* [Work to do]:
Repeat the full listing, word for word.

>>>

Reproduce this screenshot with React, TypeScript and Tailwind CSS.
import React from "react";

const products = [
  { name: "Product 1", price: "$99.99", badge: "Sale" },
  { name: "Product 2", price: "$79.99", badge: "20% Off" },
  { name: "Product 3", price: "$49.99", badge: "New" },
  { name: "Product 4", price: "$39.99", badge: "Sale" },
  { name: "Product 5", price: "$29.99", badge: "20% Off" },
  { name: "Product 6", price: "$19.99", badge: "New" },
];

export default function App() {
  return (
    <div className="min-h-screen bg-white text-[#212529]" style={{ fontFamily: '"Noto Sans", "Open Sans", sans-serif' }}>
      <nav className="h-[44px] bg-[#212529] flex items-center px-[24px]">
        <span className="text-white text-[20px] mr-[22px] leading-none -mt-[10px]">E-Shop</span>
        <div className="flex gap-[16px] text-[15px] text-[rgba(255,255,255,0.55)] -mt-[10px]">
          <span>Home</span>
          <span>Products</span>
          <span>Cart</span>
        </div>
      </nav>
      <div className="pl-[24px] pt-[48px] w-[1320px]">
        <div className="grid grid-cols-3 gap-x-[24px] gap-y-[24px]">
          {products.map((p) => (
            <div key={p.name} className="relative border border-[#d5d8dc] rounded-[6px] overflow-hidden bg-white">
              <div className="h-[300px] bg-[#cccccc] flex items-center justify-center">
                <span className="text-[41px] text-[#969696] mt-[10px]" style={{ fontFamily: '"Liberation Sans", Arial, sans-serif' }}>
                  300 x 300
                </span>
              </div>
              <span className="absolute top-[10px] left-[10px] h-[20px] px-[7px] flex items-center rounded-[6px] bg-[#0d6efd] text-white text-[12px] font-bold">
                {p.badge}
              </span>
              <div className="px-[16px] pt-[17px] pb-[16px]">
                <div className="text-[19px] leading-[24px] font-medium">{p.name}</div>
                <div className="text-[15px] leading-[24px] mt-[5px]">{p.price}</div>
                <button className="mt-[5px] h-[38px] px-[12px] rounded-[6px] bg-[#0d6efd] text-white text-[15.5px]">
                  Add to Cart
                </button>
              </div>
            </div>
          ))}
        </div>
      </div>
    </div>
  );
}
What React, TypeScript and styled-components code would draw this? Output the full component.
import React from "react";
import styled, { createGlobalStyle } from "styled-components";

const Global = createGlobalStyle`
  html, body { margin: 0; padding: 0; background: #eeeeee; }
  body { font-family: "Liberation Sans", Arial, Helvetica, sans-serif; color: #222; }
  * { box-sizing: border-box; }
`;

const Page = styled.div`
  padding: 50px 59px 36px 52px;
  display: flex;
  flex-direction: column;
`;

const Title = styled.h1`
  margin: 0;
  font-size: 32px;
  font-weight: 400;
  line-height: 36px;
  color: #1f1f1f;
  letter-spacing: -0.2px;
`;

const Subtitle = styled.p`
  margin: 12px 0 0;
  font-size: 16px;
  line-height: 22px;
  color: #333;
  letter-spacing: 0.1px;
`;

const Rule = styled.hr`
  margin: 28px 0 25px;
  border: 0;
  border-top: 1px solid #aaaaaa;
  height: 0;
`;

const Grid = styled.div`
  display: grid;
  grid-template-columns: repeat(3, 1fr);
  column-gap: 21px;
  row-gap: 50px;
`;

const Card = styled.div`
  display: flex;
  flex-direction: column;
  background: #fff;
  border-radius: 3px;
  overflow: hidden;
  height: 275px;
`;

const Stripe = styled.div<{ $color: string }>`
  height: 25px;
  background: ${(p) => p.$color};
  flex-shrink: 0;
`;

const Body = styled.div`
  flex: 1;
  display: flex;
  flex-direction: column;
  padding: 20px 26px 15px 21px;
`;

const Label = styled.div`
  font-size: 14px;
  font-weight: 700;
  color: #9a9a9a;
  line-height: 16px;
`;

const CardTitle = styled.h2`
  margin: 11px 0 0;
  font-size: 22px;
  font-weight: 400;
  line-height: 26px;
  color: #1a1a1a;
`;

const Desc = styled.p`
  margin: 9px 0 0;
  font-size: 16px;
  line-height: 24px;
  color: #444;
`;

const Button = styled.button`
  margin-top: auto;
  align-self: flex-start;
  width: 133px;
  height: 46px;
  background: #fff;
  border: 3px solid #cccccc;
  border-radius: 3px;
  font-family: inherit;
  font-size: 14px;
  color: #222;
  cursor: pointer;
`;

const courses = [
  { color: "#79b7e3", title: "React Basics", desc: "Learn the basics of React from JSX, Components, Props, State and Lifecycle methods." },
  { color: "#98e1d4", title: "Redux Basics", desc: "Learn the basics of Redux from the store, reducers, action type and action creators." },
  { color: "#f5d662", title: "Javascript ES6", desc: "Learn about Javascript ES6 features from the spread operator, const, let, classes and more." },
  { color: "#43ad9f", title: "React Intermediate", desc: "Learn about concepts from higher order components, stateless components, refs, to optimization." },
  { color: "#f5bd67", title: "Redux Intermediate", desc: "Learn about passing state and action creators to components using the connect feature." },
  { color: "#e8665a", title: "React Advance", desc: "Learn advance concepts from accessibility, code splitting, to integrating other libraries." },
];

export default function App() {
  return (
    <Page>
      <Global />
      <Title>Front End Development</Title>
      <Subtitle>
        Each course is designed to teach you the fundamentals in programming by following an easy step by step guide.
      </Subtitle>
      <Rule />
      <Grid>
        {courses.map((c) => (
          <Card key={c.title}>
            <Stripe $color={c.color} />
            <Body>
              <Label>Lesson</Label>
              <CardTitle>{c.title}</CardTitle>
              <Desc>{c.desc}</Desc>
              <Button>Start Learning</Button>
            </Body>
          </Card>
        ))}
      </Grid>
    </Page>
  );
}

<<<

* [Solution below]:
Reproduce this screenshot with React, TypeScript and Tailwind CSS.
import React from "react";

const products = [
  { name: "Product 1", price: "$99.99", badge: "Sale" },
  { name: "Product 2", price: "$79.99", badge: "20% Off" },
  { name: "Product 3", price: "$49.99", badge: "New" },
  { name: "Product 4", price: "$39.99", badge: "Sale" },
  { name: "Product 5", price: "$29.99", badge: "20% Off" },
  { name: "Product 6", price: "$19.99", badge: "New" },
];

export default function App() {
  return (
    <div className="min-h-screen bg-white text-[#212529]" style={{ fontFamily: '"Noto Sans", "Open Sans", sans-serif' }}>
      <nav className="h-[44px] bg-[#212529] flex items-center px-[24px]">
        <span className="text-white text-[20px] mr-[22px] leading-none -mt-[10px]">E-Shop</span>
        <div className="flex gap-[16px] text-[15px] text-[rgba(255,255,255,0.55)] -mt-[10px]">
          <span>Home</span>
          <span>Products</span>
          <span>Cart</span>
        </div>
      </nav>
      <div className="pl-[24px] pt-[48px] w-[1320px]">
        <div className="grid grid-cols-3 gap-x-[24px] gap-y-[24px]">
          {products.map((p) => (
            <div key={p.name} className="relative border border-[#d5d8dc] rounded-[6px] overflow-hidden bg-white">
              <div className="h-[300px] bg-[#cccccc] flex items-center justify-center">
                <span className="text-[41px] text-[#969696] mt-[10px]" style={{ fontFamily: '"Liberation Sans", Arial, sans-serif' }}>
                  300 x 300
                </span>
              </div>
              <span className="absolute top-[10px] left-[10px] h-[20px] px-[7px] flex items-center rounded-[6px] bg-[#0d6efd] text-white text-[12px] font-bold">
                {p.badge}
              </span>
              <div className="px-[16px] pt-[17px] pb-[16px]">
                <div className="text-[19px] leading-[24px] font-medium">{p.name}</div>
                <div className="text-[15px] leading-[24px] mt-[5px]">{p.price}</div>
                <button className="mt-[5px] h-[38px] px-[12px] rounded-[6px] bg-[#0d6efd] text-white text-[15.5px]">
                  Add to Cart
                </button>
              </div>
            </div>
          ))}
        </div>
      </div>
    </div>
  );
}
What React, TypeScript and styled-components code would draw this? Output the full component.
import React from "react";
import styled, { createGlobalStyle } from "styled-components";

const Global = createGlobalStyle`
  html, body { margin: 0; padding: 0; background: #eeeeee; }
  body { font-family: "Liberation Sans", Arial, Helvetica, sans-serif; color: #222; }
  * { box-sizing: border-box; }
`;

const Page = styled.div`
  padding: 50px 59px 36px 52px;
  display: flex;
  flex-direction: column;
`;

const Title = styled.h1`
  margin: 0;
  font-size: 32px;
  font-weight: 400;
  line-height: 36px;
  color: #1f1f1f;
  letter-spacing: -0.2px;
`;

const Subtitle = styled.p`
  margin: 12px 0 0;
  font-size: 16px;
  line-height: 22px;
  color: #333;
  letter-spacing: 0.1px;
`;

const Rule = styled.hr`
  margin: 28px 0 25px;
  border: 0;
  border-top: 1px solid #aaaaaa;
  height: 0;
`;

const Grid = styled.div`
  display: grid;
  grid-template-columns: repeat(3, 1fr);
  column-gap: 21px;
  row-gap: 50px;
`;

const Card = styled.div`
  display: flex;
  flex-direction: column;
  background: #fff;
  border-radius: 3px;
  overflow: hidden;
  height: 275px;
`;

const Stripe = styled.div<{ $color: string }>`
  height: 25px;
  background: ${(p) => p.$color};
  flex-shrink: 0;
`;

const Body = styled.div`
  flex: 1;
  display: flex;
  flex-direction: column;
  padding: 20px 26px 15px 21px;
`;

const Label = styled.div`
  font-size: 14px;
  font-weight: 700;
  color: #9a9a9a;
  line-height: 16px;
`;

const CardTitle = styled.h2`
  margin: 11px 0 0;
  font-size: 22px;
  font-weight: 400;
  line-height: 26px;
  color: #1a1a1a;
`;

const Desc = styled.p`
  margin: 9px 0 0;
  font-size: 16px;
  line-height: 24px;
  color: #444;
`;

const Button = styled.button`
  margin-top: auto;
  align-self: flex-start;
  width: 133px;
  height: 46px;
  background: #fff;
  border: 3px solid #cccccc;
  border-radius: 3px;
  font-family: inherit;
  font-size: 14px;
  color: #222;
  cursor: pointer;
`;

const courses = [
  { color: "#79b7e3", title: "React Basics", desc: "Learn the basics of React from JSX, Components, Props, State and Lifecycle methods." },
  { color: "#98e1d4", title: "Redux Basics", desc: "Learn the basics of Redux from the store, reducers, action type and action creators." },
  { color: "#f5d662", title: "Javascript ES6", desc: "Learn about Javascript ES6 features from the spread operator, const, let, classes and more." },
  { color: "#43ad9f", title: "React Intermediate", desc: "Learn about concepts from higher order components, stateless components, refs, to optimization." },
  { color: "#f5bd67", title: "Redux Intermediate", desc: "Learn about passing state and action creators to components using the connect feature." },
  { color: "#e8665a", title: "React Advance", desc: "Learn advance concepts from accessibility, code splitting, to integrating other libraries." },
];

export default function App() {
  return (
    <Page>
      <Global />
      <Title>Front End Development</Title>
      <Subtitle>
        Each course is designed to teach you the fundamentals in programming by following an easy step by step guide.
      </Subtitle>
      <Rule />
      <Grid>
        {courses.map((c) => (
          <Card key={c.title}>
            <Stripe $color={c.color} />
            <Body>
              <Label>Lesson</Label>
              <CardTitle>{c.title}</CardTitle>
              <Desc>{c.desc}</Desc>
              <Button>Start Learning</Button>
            </Body>
          </Card>
        ))}
      </Grid>
    </Page>
  );
}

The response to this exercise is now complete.